| Problem to work on |
Copy out the whole listing exactly as written, leaving the pictures behind.
==== Data shown ====
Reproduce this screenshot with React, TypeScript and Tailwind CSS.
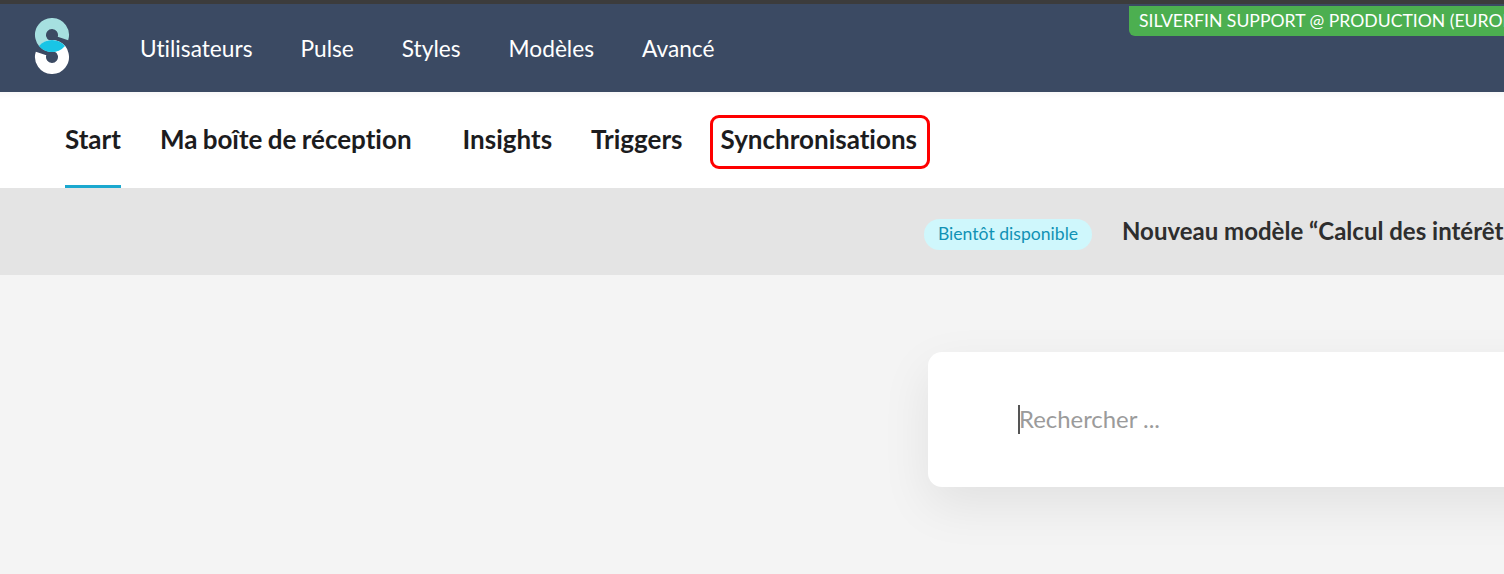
const mainLinks = ['Utilisateurs', 'Pulse', 'Styles', 'Modèles', 'Avancé'];

function Logo() {
  return (
    <svg width="36" height="56" viewBox="0 0 36 56" className="mb-1 shrink-0" fill="none" strokeWidth="11">
      <path d="M28.94 20.55 A11.5 11.5 0 1 0 23.75 26.96" stroke="#a6e0e0" />
      <path d="M7.06 35.45 A11.5 11.5 0 1 0 12.25 29.04" stroke="#ffffff" />
      <path d="M5 28 A17 17 0 0 1 31 28 A17 17 0 0 1 5 28 Z" fill="#19c5e6" />
    </svg>
  );
}

export default function App() {
  return (
    <div className="relative h-[574px] w-[1504px] overflow-hidden bg-[#f4f4f4] font-['Lato','Noto_Sans',sans-serif] [font-variant-ligatures:none]">
      <div className="h-1 bg-[#3c3c3c]" />

      {/* main nav */}
      <nav className="flex h-[88px] items-center bg-[#3b4a63] pl-[34px]">
        <Logo />
        <div className="ml-[70px] mt-[2px] flex gap-12 text-[22.7px] text-white">
          {mainLinks.map((link) => (
            <a key={link}>{link}</a>
          ))}
        </div>
      </nav>

      <div className="absolute left-[1129px] top-[6px] flex h-[30px] w-[500px] items-center whitespace-nowrap rounded-bl-[6px] bg-[#4caf50] pl-[10px] text-[17.6px] text-white">
        SILVERFIN SUPPORT @ PRODUCTION (EUROPE)
      </div>

      {/* sub nav */}
      <div className="flex h-[96px] items-stretch bg-white pl-[65px] text-[26px] font-bold text-[#1c1c1e] shadow-[inset_0_8px_8px_-8px_rgba(0,0,0,0.06)] [word-spacing:-1px]">
        <a className="flex items-center border-b-[3px] border-[#1ba8cf] pt-[1px]">Start</a>
        <a className="ml-[39px] flex items-center pb-[2px]">Ma boîte de réception</a>
        <a className="ml-[51px] flex items-center pb-[2px]">Insights</a>
        <a className="ml-[39px] flex items-center pb-[2px]">Triggers</a>
        <a className="ml-[27px] mt-[23px] flex h-[54px] items-center rounded-[9px] border-[3px] border-[#fe0000] pb-[5px] pl-[8px] pr-[10px]">
          Synchronisations
        </a>
      </div>

      {/* announcement band */}
      <div className="flex h-[87px] items-center whitespace-nowrap bg-[#e4e4e4] pl-[924px]">
        <span className="mt-[6px] flex h-[31px] w-[168px] shrink-0 items-center justify-center rounded-full bg-[#cff7fc] text-[17.6px] text-[#1192b5]">
          Bientôt disponible
        </span>
        <span className="ml-[30px] pb-[2px] text-[24px] font-bold text-[#2e2e2e]">
          Nouveau modèle “Calcul des intérêts
        </span>
      </div>

      {/* search */}
      <div className="ml-[928px] mt-[77px] flex h-[135px] w-[800px] items-center rounded-[14px] bg-white pl-[90px] shadow-[0_18px_50px_rgba(0,0,0,0.08)]">
        <span className="h-[29px] w-[2px] shrink-0 bg-[#555555]" />
        <span className="-ml-[1px] pb-[2px] text-[23.9px] text-[#9b9b9b]">Rechercher ...</span>
      </div>
    </div>
  );
}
====
| Exercise response |
Reproduce this screenshot with React, TypeScript and Tailwind CSS.
const mainLinks = ['Utilisateurs', 'Pulse', 'Styles', 'Modèles', 'Avancé'];

function Logo() {
  return (
    <svg width="36" height="56" viewBox="0 0 36 56" className="mb-1 shrink-0" fill="none" strokeWidth="11">
      <path d="M28.94 20.55 A11.5 11.5 0 1 0 23.75 26.96" stroke="#a6e0e0" />
      <path d="M7.06 35.45 A11.5 11.5 0 1 0 12.25 29.04" stroke="#ffffff" />
      <path d="M5 28 A17 17 0 0 1 31 28 A17 17 0 0 1 5 28 Z" fill="#19c5e6" />
    </svg>
  );
}

export default function App() {
  return (
    <div className="relative h-[574px] w-[1504px] overflow-hidden bg-[#f4f4f4] font-['Lato','Noto_Sans',sans-serif] [font-variant-ligatures:none]">
      <div className="h-1 bg-[#3c3c3c]" />

      {/* main nav */}
      <nav className="flex h-[88px] items-center bg-[#3b4a63] pl-[34px]">
        <Logo />
        <div className="ml-[70px] mt-[2px] flex gap-12 text-[22.7px] text-white">
          {mainLinks.map((link) => (
            <a key={link}>{link}</a>
          ))}
        </div>
      </nav>

      <div className="absolute left-[1129px] top-[6px] flex h-[30px] w-[500px] items-center whitespace-nowrap rounded-bl-[6px] bg-[#4caf50] pl-[10px] text-[17.6px] text-white">
        SILVERFIN SUPPORT @ PRODUCTION (EUROPE)
      </div>

      {/* sub nav */}
      <div className="flex h-[96px] items-stretch bg-white pl-[65px] text-[26px] font-bold text-[#1c1c1e] shadow-[inset_0_8px_8px_-8px_rgba(0,0,0,0.06)] [word-spacing:-1px]">
        <a className="flex items-center border-b-[3px] border-[#1ba8cf] pt-[1px]">Start</a>
        <a className="ml-[39px] flex items-center pb-[2px]">Ma boîte de réception</a>
        <a className="ml-[51px] flex items-center pb-[2px]">Insights</a>
        <a className="ml-[39px] flex items-center pb-[2px]">Triggers</a>
        <a className="ml-[27px] mt-[23px] flex h-[54px] items-center rounded-[9px] border-[3px] border-[#fe0000] pb-[5px] pl-[8px] pr-[10px]">
          Synchronisations
        </a>
      </div>

      {/* announcement band */}
      <div className="flex h-[87px] items-center whitespace-nowrap bg-[#e4e4e4] pl-[924px]">
        <span className="mt-[6px] flex h-[31px] w-[168px] shrink-0 items-center justify-center rounded-full bg-[#cff7fc] text-[17.6px] text-[#1192b5]">
          Bientôt disponible
        </span>
        <span className="ml-[30px] pb-[2px] text-[24px] font-bold text-[#2e2e2e]">
          Nouveau modèle “Calcul des intérêts
        </span>
      </div>

      {/* search */}
      <div className="ml-[928px] mt-[77px] flex h-[135px] w-[800px] items-center rounded-[14px] bg-white pl-[90px] shadow-[0_18px_50px_rgba(0,0,0,0.08)]">
        <span className="h-[29px] w-[2px] shrink-0 bg-[#555555]" />
        <span className="-ml-[1px] pb-[2px] text-[23.9px] text-[#9b9b9b]">Rechercher ...</span>
      </div>
    </div>
  );
}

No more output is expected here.